Champagne & Luxardo Cherry Cake

The perfect cake for celebrations or just a cheeky treat. This recipe shows off the delicious flavours of your favourite bubbles complimented by the tart sweetness of gourmet cherries.

Prep Time: 20 minutes

Bake Time: 25 minutes

Total Time: 1.5 hours

Special Equipment: 6in cake tins, stand or hand mixer, piping bag and star piping tip.


282g plain flour

1 tsp baking powder

1/4 tsp salt

170g unsalted butter, softened

300g caster sugar

5 ea large egg whites

1 tsp vanilla extract

235g champagne or prosecco, at room temperature

400g Luxardo Cherries

Swiss Buttercream recipe found here


  1. Preheat oven to fan 170C.

  2. Grease and line three 6" round baking tins with parchment paper.

  3. Combine the flour, baking powder and salt in a medium bowl. set aside

  4. Using a stand or a hand mixer with the paddle attachment, beat the butter until smooth then add the sugar and continue beating on medium-high until pale and fluffy.

  5. Reduce the mixer speed and add in the egg whites one at a time, incorporating fully between each addition. Add the vanilla.

  6. Use a rubber spatula to scrape down the bowl.

  7. Alternate adding the flour and the champagne. Begin and end with the flour (3 additions of flour and 2 additions of champagne).

  8. Transfer the batter evenly into the prepared cake tins and bake for 25-30 minutes. Until a toothpick inserted in the centre comes out clean.

  9. Leave the sponges out to cool while you make your buttercream.

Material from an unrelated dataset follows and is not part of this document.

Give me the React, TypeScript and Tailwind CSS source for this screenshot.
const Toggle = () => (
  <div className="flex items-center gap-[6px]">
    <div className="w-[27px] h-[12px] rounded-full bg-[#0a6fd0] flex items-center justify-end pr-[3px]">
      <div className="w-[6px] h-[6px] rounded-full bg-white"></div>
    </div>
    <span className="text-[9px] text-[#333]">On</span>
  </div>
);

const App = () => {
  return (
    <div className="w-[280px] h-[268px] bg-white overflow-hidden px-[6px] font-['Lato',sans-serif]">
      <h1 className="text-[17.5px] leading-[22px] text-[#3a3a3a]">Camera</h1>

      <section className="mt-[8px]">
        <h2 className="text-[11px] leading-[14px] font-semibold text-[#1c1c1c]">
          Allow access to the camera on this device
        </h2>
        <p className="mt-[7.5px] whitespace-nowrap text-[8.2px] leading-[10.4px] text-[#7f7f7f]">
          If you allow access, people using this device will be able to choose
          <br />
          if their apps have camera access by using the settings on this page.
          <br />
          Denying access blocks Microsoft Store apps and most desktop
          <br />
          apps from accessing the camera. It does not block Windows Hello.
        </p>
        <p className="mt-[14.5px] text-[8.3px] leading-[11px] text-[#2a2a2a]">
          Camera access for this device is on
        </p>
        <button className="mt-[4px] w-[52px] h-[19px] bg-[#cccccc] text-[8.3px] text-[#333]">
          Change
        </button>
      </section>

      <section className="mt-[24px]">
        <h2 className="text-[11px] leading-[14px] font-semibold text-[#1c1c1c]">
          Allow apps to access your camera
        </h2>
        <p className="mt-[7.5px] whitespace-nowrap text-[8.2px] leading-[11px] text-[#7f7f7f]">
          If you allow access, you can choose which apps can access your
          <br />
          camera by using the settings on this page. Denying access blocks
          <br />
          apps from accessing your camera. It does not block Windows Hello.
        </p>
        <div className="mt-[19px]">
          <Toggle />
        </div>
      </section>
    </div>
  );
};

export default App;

  10. Once the buttercream is prepared, take 1/3 of the buttercream and mix it with half of the jar of Luxardo Cherries, liquid too.

  11. Take a cooled sponge cover the top in an even layer of the Luxardo cherry juice. Then spread half of the cherry buttercream over the top of the sponge in an even layer.

  12. Place a second sponge on top of the first and repeat the process with the second half of the cherry buttercream.

  13. Place the final sponge on top of the cake and make sure everything is straight and flat.

  14. Fill a piping bag with the remaining buttercream and pipe it over the outside of the 3-tier cake. Using a cake scraper or palette knife, scrap off the excess frosting gradually until you get a thin layer, through which you can see the cake on the sides and have a thicker opaque layer on top. Make sure to save some buttercream for decoration.

  15. Place any remaining buttercream into another piping bag with a star tip and pipe small dollops around the top of the cake so you have a place to put the Luxardo Cherries.

  16. Serve at room temperature.


  1. To make your cake extra special, grab some edible gold dust and paint it over the shilled buttercream.

  2. If you want more of a cherry flavour, feel free to chop up some of the Luxardo Cherries and mix them into the cake batter. Be careful not to add too much of the liquid!